Matanomictis Temporal range: Chattian–Aquitanian? PreꞒ Ꞓ O S D C P T J K Pg N ↓

Scientific classification
- Kingdom: Animalia
- Phylum: Chordata
- Class: Mammalia
- Order: Carnivora
- Family: Mustelidae
- Genus: †Matanomictis Thewissen & Bajpai, 2008
- Species: †M. maniyarensis
- Binomial name: †Matanomictis maniyarensis Thewissen & Bajpai, 2008

= Matanomictis =

- Genus: Matanomictis
- Species: maniyarensis
- Authority: Thewissen & Bajpai, 2008
- Parent authority: Thewissen & Bajpai, 2008

Extinct genus of mustelid

Matanomictis (lit. 'Matanomadh marten') is an extinct genus of mustelid that is known from Oligocene and possibly Miocene of Maniyara Fort Formation, India. The genus contains a single species, Matanomictis maniyarensis. It is currently the oldest known mustelid from Indian Subcontinent.

== Discovery and naming ==
The holotype of Matanomictis, IITR-SB 5135, a right mandible with p4 and m1, was discovered 1km south of the Mata no Madh village, the remains of dugongids like Bharatisiren indica are also known from the type locality.

In 2008, Thewissen and Bajpai described the mandible as a new genus and species of mustelid, Matanomictis maniyarensis. The generic name "Matanomictis" is a combination of two words, "Matanom" after the Matanomadh village, which is located 1km north of the type locality, and "ictis" is the Greek word for martens. The specific name "maniyarensis" is after the Maniyara Fort Formation, the geological formation where the type locality is situated.

== Description ==
Matanomictis is designated as the oldest known mustelid from Indian subcontinent and one of the oldest known mustelid in Eurasia. It was a small sized mustelid, with its m1 dimensions of 6.6 x 3.0 mm. It is also suggested that Matanomictis had a Otter-like lifestyle as the depositional environment in which the holotype was found was clearly near-shore marine.

== Classification ==
Matanomictis can be distinguished from other early carnivorans like amphicyonids like Pseudocyonopsis and Cynelos as both of these are larger, lack a diastema between p4 & m1 and have larger carnassial talonids, and early ursids like Pachycynodon as they are bunodont and have lower carnassial talonids compared to Matanomictis.

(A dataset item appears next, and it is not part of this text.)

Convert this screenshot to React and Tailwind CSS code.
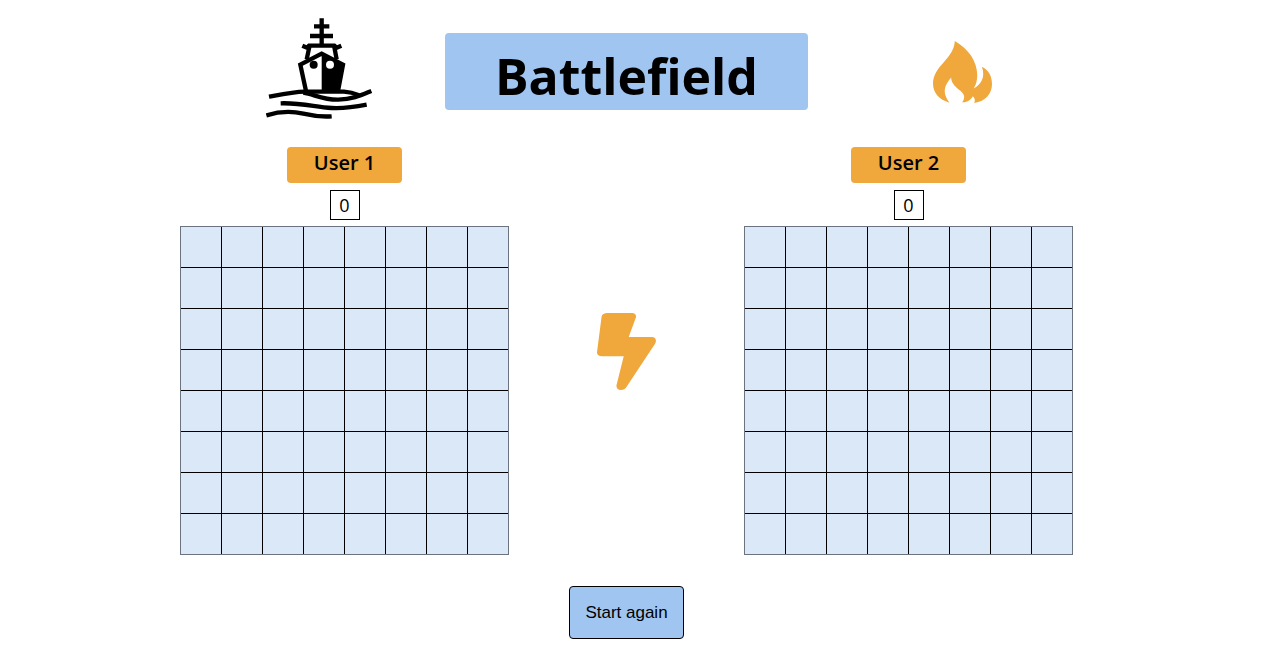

Matanomictis can be confidently assigned to mustelids as its lower carnassial has a wide, long trigonid with a high protoconid, the m1 trigonid being only slightly longer than talnoid, a large hypoconid on a rounded talonid, and a diastema between the p4 and m1 teeth. Notably, the carnassial trigonid is lower and broader compared to Palaeogale, which was originally thought to be a mustelid but is now considered as a indeterminate carnivoran. However, it lacks the specialized features of any mustelid subfamily; for instance, it has a low carnassial as seen in lutrines, but absence of crowding of the premolars(both of which are diagnostic of lutrine subfamily), has a secondary cusp in last premolar as seen in melines, it lacks a high trigonid with a small metaconid and a short talonid but has anterior position of the metaconid, further distinguishing Matanomictis from other mustelids.

==Paleoecology==
Matanomictis is currently one of the two known mammalian vertebrates known from the Oligocene Maniyara Fort Formation, the other being a dugongid, Bharatisiren indica.